5. ElasticsearchRepository

ElasticsearchRepository用到的是SpringData elasticsearch，所以需要加上相关的配置。

#spring data elasticsearch
spring.data.elasticsearch.cluster-name=elasticsearch
spring.data.elasticsearch.cluster-nodes=192.168.111.129:9300

5.1 自定义接口

ElasticsearchRepository类似Jpa的使用，提供了常用增删查改的api方法给我们使用，只需要自定义接口实现ElasticsearchRepository即可。

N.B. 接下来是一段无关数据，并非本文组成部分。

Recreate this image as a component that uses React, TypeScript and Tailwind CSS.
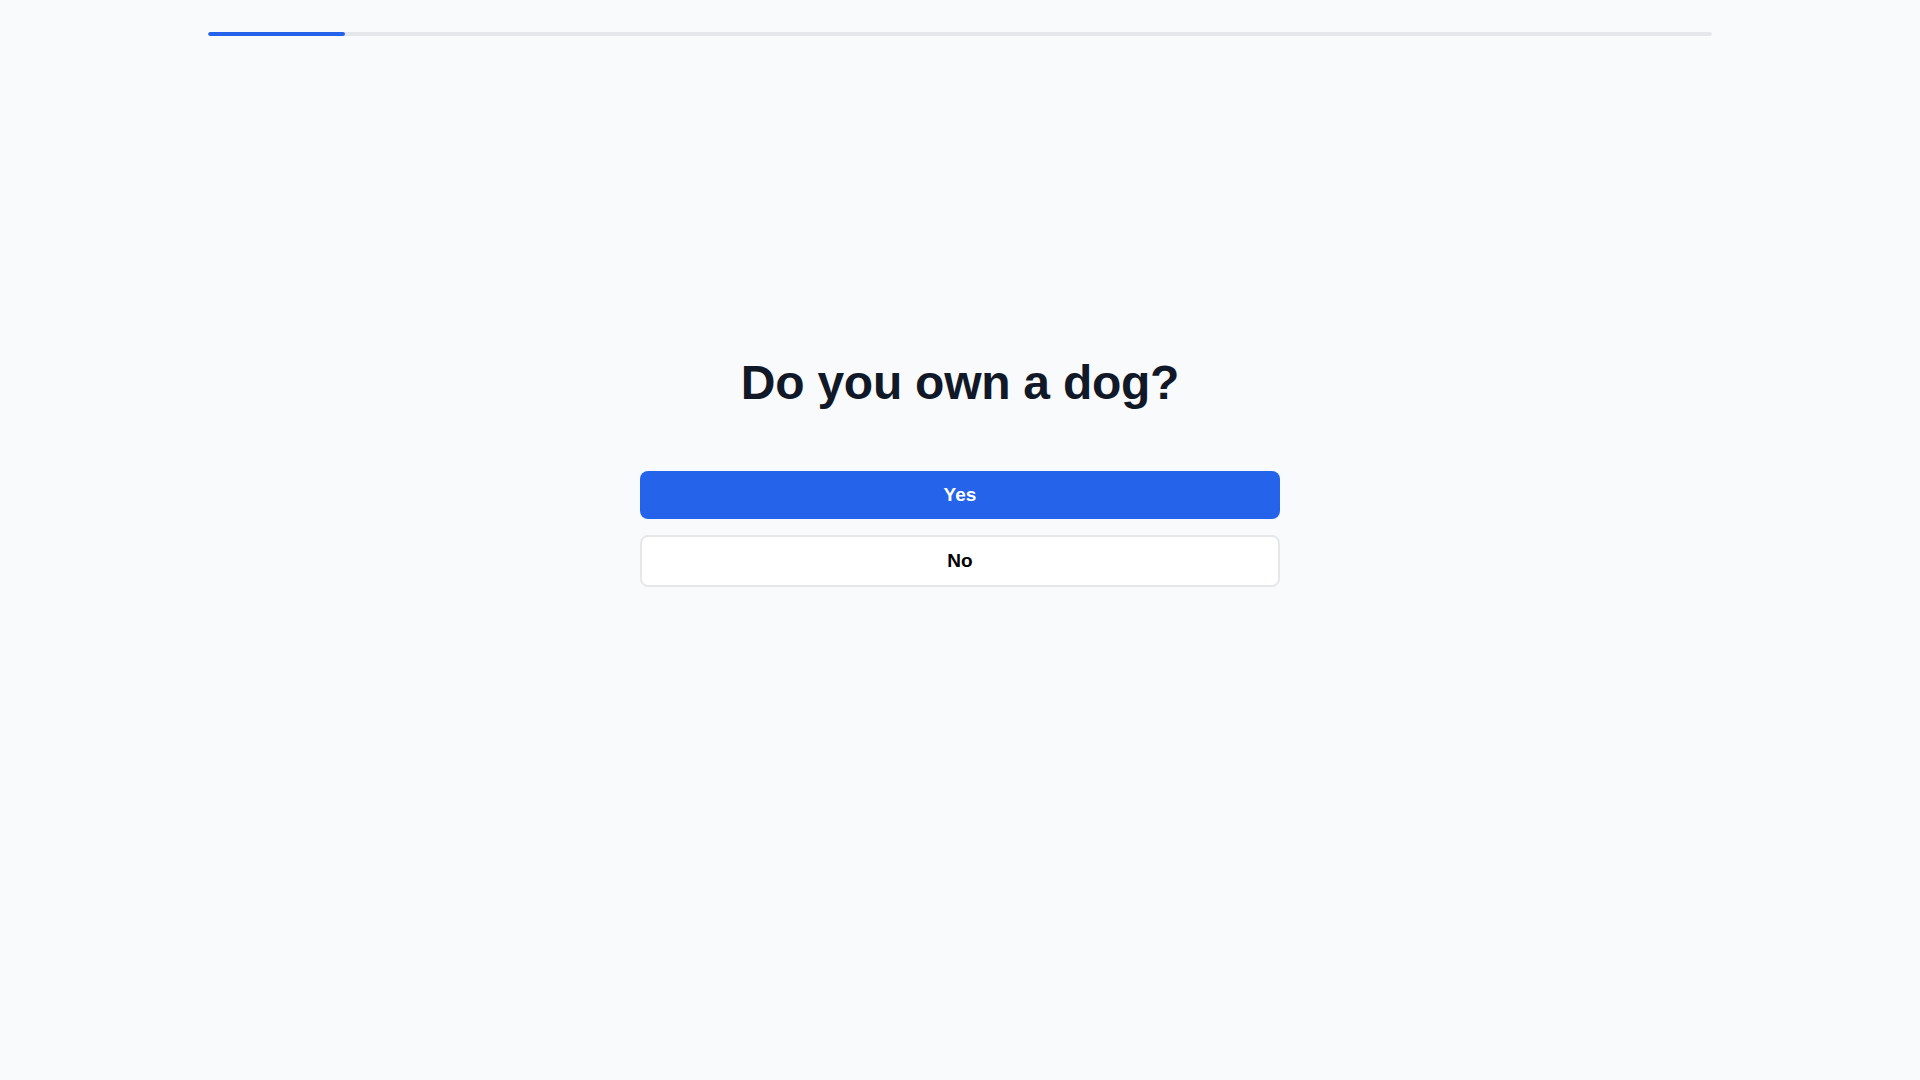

public interface BookRepository extends ElasticsearchRepository<Book, Integer> {

    List<Book> findByBookName(String bookName);
}

5.1 测试公共api

@SpringBootTest
@RunWith(SpringRunner.class)
public class Springboot03ElasticsearchApplicationTests {
    @Autowired
    private BookRepository bookRepository;
    // 索引文档
    @Test
    public void createIndexOfBook() {
        Book book = Book.builder().id(1).author("李四").bookName("java核心技术").build();
        bookRepository.index(book);
    }
    
    @AllArgsConstructor
    @NoArgsConstructor
    @Data
    @Builder
    @Document(indexName = "atguigu", type = "book")
    public class Book {
        private Integer id;
        private String bookName;
        private String author;
    }
}

5.2 测试自定义api

@SpringBootTest
@RunWith(SpringRunner.class)
public class Springboot03ElasticsearchApplicationTests {
    @Autowired
    private BookRepository bookRepository;
    
    @Test
    public void findByBookName() {
        List<Book> books = bookRepository.findByBookName("java");
        System.out.println("打印查询结果：");
        books.forEach(System.out::println);
    }
}

更多查看 spring-data-elasticsearch

6. 自动配置

ElasticsearchAutoConfiguration配置类提供了Client， ElasticsearchProperties封装了配置属性，可以通过spring.data.elasticsearch.xxx修改配置属性的值。

@Configuration
@ConditionalOnClass({ Client.class, TransportClientFactoryBean.class,
		NodeClientFactoryBean.class })
@EnableConfigurationProperties(ElasticsearchProperties.class)
public class ElasticsearchAutoConfiguration implements DisposableBean {
    // 创建Client客户端来操作elasticsearch
    @Bean
	@ConditionalOnMissingBean
	public Client elasticsearchClient() {
		try {
			return createClient();
		}
		catch (Exception ex) {
			throw new IllegalStateException(ex);
		}
	}

	private Client createClient() throws Exception {
		if (StringUtils.hasLength(this.properties.getClusterNodes())) {
			return createTransportClient();
		}
		return createNodeClient();
	}

	private Client createNodeClient() throws Exception {
		Settings.Builder settings = Settings.settingsBuilder();
		for (Map.Entry<String, String> entry : DEFAULTS.entrySet()) {
			if (!this.properties.getProperties().containsKey(entry.getKey())) {
				settings.put(entry.getKey(), entry.getValue());
			}
		}
		settings.put(this.properties.getProperties());
		Node node = new NodeBuilder().settings(settings)
				.clusterName(this.properties.getClusterName()).node();
		this.releasable = node;
		return node.client();
	}
}

ElasticsearchDataAutoConfiguration提供了ElasticsearchTemplate模板。

@Configuration
@ConditionalOnClass({ Client.class, ElasticsearchTemplate.class })
@AutoConfigureAfter(ElasticsearchAutoConfiguration.class)
public class ElasticsearchDataAutoConfiguration {
    @Bean
	@ConditionalOnMissingBean
	@ConditionalOnBean(Client.class)
	public ElasticsearchTemplate elasticsearchTemplate(Client client,
			ElasticsearchConverter converter) {
		try {
            // 实际使用Client交互
            // org.elasticsearch.client.Client
			return new ElasticsearchTemplate(client, converter);
		}
		catch (Exception ex) {
			throw new IllegalStateException(ex);
		}
	}
}

ElasticsearchRepository提供了常用的增删查改的api

@NoRepositoryBean
public interface ElasticsearchRepository<T, ID extends Serializable> extends ElasticsearchCrudRepository<T, ID> {

	<S extends T> S index(S entity);

	Iterable<T> search(QueryBuilder query);

	Page<T> search(QueryBuilder query, Pageable pageable);

	Page<T> search(SearchQuery searchQuery);

	Page<T> searchSimilar(T entity, String[] fields, Pageable pageable);

	void refresh();

	Class<T> getEntityClass();
}